| This can be used to implement seamless voice performance transfer from one speaker to another: 1. Train a WaveNet with the source speaker. 2. Train a second WaveNet with the target speaker. Or for something totally new, train a WaveNet with a bunch of different speakers until you get one you like. This becomes the target WaveNet. 3. Record raw audio from the source speaker. Fun fact: any algorithmic process that "renders" something given a set of inputs can be "run in reverse" to recover those inputs given the rendered output. In this case, we now have raw audio from the source speaker that—in principle— could have been rendered by the source speaker's WaveNet, and we want to recover the inputs that would have rendered it, had we done so. To do that, usually you convert all numbers in the forward renderer into Dual numbers and use automatic differentiation to recover the inputs (in this case, phonemes and what not). 4. Recover the inputs. (This is computationally expensive, but not difficult in practice, especially if WaveNet's generation algorithm is implemented in C++ and you've got a nice black-box optimizer to apply to the inputs, of which there are many freely available options.) 5. Take the recovered WaveNet inputs, feed them into the target speaker's WaveNet, and record the resulting audio.
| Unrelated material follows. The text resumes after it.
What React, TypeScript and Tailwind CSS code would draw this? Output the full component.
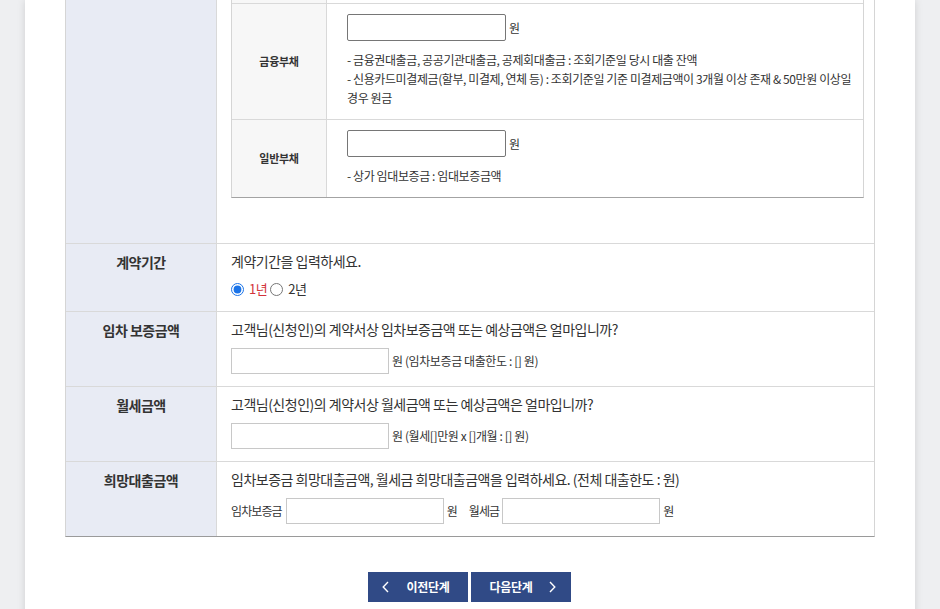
import React from 'react';

function Chevron({ dir }: { dir: 'left' | 'right' }) {
  return (
    <svg width="7" height="12" viewBox="0 0 7 12" fill="none" className="shrink-0">
      {dir === 'left' ? (
        <polyline points="6,1 1.2,6 6,11" stroke="#ffffff" strokeWidth="1.4" />
      ) : (
        <polyline points="1,1 5.8,6 1,11" stroke="#ffffff" strokeWidth="1.4" />
      )}
    </svg>
  );
}

function MoneyInput({ className = '' }: { className?: string }) {
  return (
    <input
      type="text"
      className={`w-[158px] h-[26px] border border-[#c8c8c8] bg-white px-2 text-[12px] outline-none ${className}`}
    />
  );
}

export default function App() {
  return (
    <div className="min-h-screen bg-[#eeeff1] flex justify-center font-['Noto_Sans_CJK_KR','Noto_Sans',sans-serif] text-[#333]">
      <div className="w-[890px] bg-white shadow-[0_0_8px_rgba(0,0,0,0.13)] px-[40px] pb-[40px]">
        {/* Form table */}
        <div className="border-l border-r border-b border-l-[#d5d5d5] border-r-[#d5d5d5] border-b-[#9a9a9a]">
          {/* 부채 row (label above the fold) */}
          <div className="flex">
            <div className="w-[151px] shrink-0 bg-[#e8ebf4] border-r border-[#d9d9d9]" />
            <div className="flex-1 pl-[14px] pr-[10px] pb-[45px]">
              <div className="border-l border-r border-b border-l-[#d5d5d5] border-r-[#d5d5d5] border-b-[#a3a3a3]">
                <div className="flex h-[3px]">
                  <div className="w-[95px] shrink-0 bg-[#f7f7f7] border-r border-[#d9d9d9]" />
                  <div className="flex-1" />
                </div>

                {/* 금융부채 */}
                <div className="flex border-t border-[#d9d9d9]">
                  <div className="w-[95px] shrink-0 bg-[#f7f7f7] border-r border-[#d9d9d9] flex items-center justify-center text-[11px] font-bold tracking-[-0.3px]">
                    금융부채
                  </div>
                  <div className="flex-1 pl-[20px] pt-[10px] pb-[12px]">
                    <div className="flex items-center">
                      <input
                        type="text"
                        className="w-[159px] h-[27px] border border-[#767676] rounded-[2px] bg-white outline-none"
                      />
                      <span className="ml-[3px] text-[12px] tracking-[-0.4px]">원</span>
                    </div>
                    <div className="mt-[9px] text-[12px] leading-[19px] tracking-[-0.4px] whitespace-nowrap">
                      <div>- 금융권대출금, 공공기관대출금, 공제회대출금 : 조회기준일 당시 대출 잔액</div>
                      <div>- 신용카드미결제금(할부, 미결제, 연체 등) : 조회기준일 기준 미결제금액이 3개월 이상 존재 &amp; 50만원 이상일</div>
                      <div>경우 원금</div>
                    </div>
                  </div>
                </div>

                {/* 일반부채 */}
                <div className="flex border-t border-[#d9d9d9]">
                  <div className="w-[95px] shrink-0 bg-[#f7f7f7] border-r border-[#d9d9d9] flex items-center justify-center text-[11px] font-bold tracking-[-0.3px]">
                    일반부채
                  </div>
                  <div className="flex-1 pl-[20px] pt-[10px] pb-[12px]">
                    <div className="flex items-center">
                      <input
                        type="text"
                        className="w-[159px] h-[27px] border border-[#767676] rounded-[2px] bg-white outline-none"
                      />
                      <span className="ml-[3px] text-[12px] tracking-[-0.4px]">원</span>
                    </div>
                    <div className="mt-[9px] text-[12px] leading-[19px] tracking-[-0.4px] whitespace-nowrap">
                      - 상가 임대보증금 : 임대보증금액
                    </div>
                  </div>
                </div>
              </div>
            </div>
          </div>

          {/* 계약기간 */}
          <div className="flex border-t border-[#d9d9d9]">
            <div className="w-[151px] shrink-0 bg-[#e8ebf4] border-r border-[#d9d9d9] pt-[8px] text-center text-[14px] font-bold leading-[20px] tracking-[-0.5px]">
              계약기간
            </div>
            <div className="flex-1 pl-[14px] pr-[10px] pt-[7px] pb-[12px]">
              <div className="text-[14px] leading-[20px] tracking-[-0.5px]">계약기간을 입력하세요.</div>
              <div className="mt-[8px] flex items-center h-[20px] text-[13px] tracking-[-0.5px]">
                <input type="radio" name="period" defaultChecked className="w-[13px] h-[13px] m-0 accent-[#1a73e8]" />
                <span className="ml-[5px] text-[#d2323a]">1년</span>
                <input type="radio" name="period" className="ml-[3px] w-[13px] h-[13px] m-0" />
                <span className="ml-[5px]">2년</span>
              </div>
            </div>
          </div>

          {/* 임차 보증금액 */}
          <div className="flex border-t border-[#d9d9d9]">
            <div className="w-[151px] shrink-0 bg-[#e8ebf4] border-r border-[#d9d9d9] pt-[8px] text-center text-[14px] font-bold leading-[20px] tracking-[-0.5px]">
              임차 보증금액
            </div>
            <div className="flex-1 pl-[14px] pr-[10px] pt-[7px] pb-[12px]">
              <div className="text-[14px] leading-[20px] tracking-[-0.5px]">
                고객님(신청인)의 계약서상 임차보증금액 또는 예상금액은 얼마입니까?
              </div>
              <div className="mt-[9px] flex items-center">
                <MoneyInput />
                <span className="ml-[3px] text-[12px] tracking-[-0.4px]">원 (임차보증금 대출한도 : [] 원)</span>
              </div>
            </div>
          </div>

          {/* 월세금액 */}
          <div className="flex border-t border-[#d9d9d9]">
            <div className="w-[151px] shrink-0 bg-[#e8ebf4] border-r border-[#d9d9d9] pt-[8px] text-center text-[14px] font-bold leading-[20px] tracking-[-0.5px]">
              월세금액
            </div>
            <div className="flex-1 pl-[14px] pr-[10px] pt-[7px] pb-[12px]">
              <div className="text-[14px] leading-[20px] tracking-[-0.5px]">
                고객님(신청인)의 계약서상 월세금액 또는 예상금액은 얼마입니까?
              </div>
              <div className="mt-[9px] flex items-center">
                <MoneyInput />
                <span className="ml-[3px] text-[12px] tracking-[-0.4px]">원 (월세[]만원 x []개월 : [] 원)</span>
              </div>
            </div>
          </div>

          {/* 희망대출금액 */}
          <div className="flex border-t border-[#d9d9d9]">
            <div className="w-[151px] shrink-0 bg-[#e8ebf4] border-r border-[#d9d9d9] pt-[8px] text-center text-[14px] font-bold leading-[20px] tracking-[-0.5px]">
              희망대출금액
            </div>
            <div className="flex-1 pl-[14px] pr-[10px] pt-[7px] pb-[12px]">
              <div className="text-[14px] leading-[20px] tracking-[-0.5px]">
                임차보증금 희망대출금액, 월세금 희망대출금액을 입력하세요. (전체 대출한도 : 원)
              </div>
              <div className="mt-[9px] flex items-center text-[12px] tracking-[-0.9px]">
                <span>임차보증금</span>
                <MoneyInput className="ml-[4px]" />
                <span className="ml-[3px]">원</span>
                <span className="ml-[12px]">월세금</span>
                <MoneyInput className="ml-[3px]" />
                <span className="ml-[3px]">원</span>
              </div>
            </div>
          </div>
        </div>

        {/* Step buttons */}
        <div className="mt-[35px] flex justify-center gap-[3px] -translate-x-[1px]">
          <button className="w-[100px] h-[30px] bg-[#304a86] text-white text-[12px] font-bold tracking-[-0.3px] flex items-center pl-[14px]">
            <Chevron dir="left" />
            <span className="ml-[18px]">이전단계</span>
          </button>
          <button className="w-[100px] h-[30px] bg-[#304a86] text-white text-[12px] font-bold tracking-[-0.3px] flex items-center pl-[19px]">
            <span>다음단계</span>
            <span className="ml-[17px] flex items-center">
              <Chevron dir="right" />
            </span>
          </button>
        </div>
      </div>
    </div>
  );
}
Result: The resulting raw audio will have the same overall performance and speech as the source speaker, but rendered completely naturally in the target speaker's voice. |
You don't send your speech over the line, instead you send some parameters over the line which are then, at the receiving end, fed into a white(-ish) noise generator to recover the speech.
Edit: not by using a neural net or deep learning, of course.